GLOBAL CLIMATE CHANGE
Gillibrand’s legislation would also give the Fish and Wildlife Service the ability to respond quickly to emergency situations when non-native wildlife threatens a habitat or community, she noted.
Bill Howland, executive director for the Lake Champlain Basin Program, thanked Gillibrand for her efforts and emphasized the importance of a federal presence in fighting the onslaught of invasive species.
He also commented on the oppressively hot day and reminded everyone on hand about the recent series of regional storms and unseasonably high lake level, weather trends that he connected to global climate change.

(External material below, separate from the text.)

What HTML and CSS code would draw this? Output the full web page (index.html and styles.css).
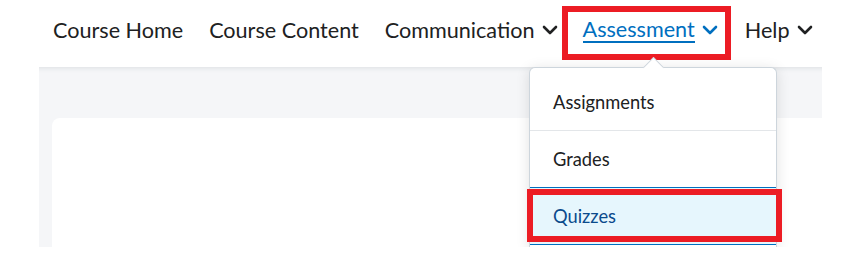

“There are 180 invasive species in the Great Lakes, and 49 of those species can be found in Lake Champlain,” Howland said, noting that invasive species can often take hold in an ecosystem that has already been stressed by climate change.
New York Assemblywoman Janet Duprey commented on state legislation passed a year ago that gives the state’s Department of Environmental Conservation and Department of Agriculture and Markets oversight in regulating the transportation of potential invasive species.
“I believe New York state is ahead (of efforts to protect communities from invasives), particularly in the Adirondacks,” she said.
Clinton Community College President John Jablonski welcomed and introduced Gillibrand and the other speakers as he gave a brief history of the college’s main building, which was built in 1911 after the original Hotel Champlain had burned to the ground.
“The breezes that are blowing remind us of why this site was chosen for the Hotel Champlain,” he said as a stiff wind tried to offset the hot temperatures of the day.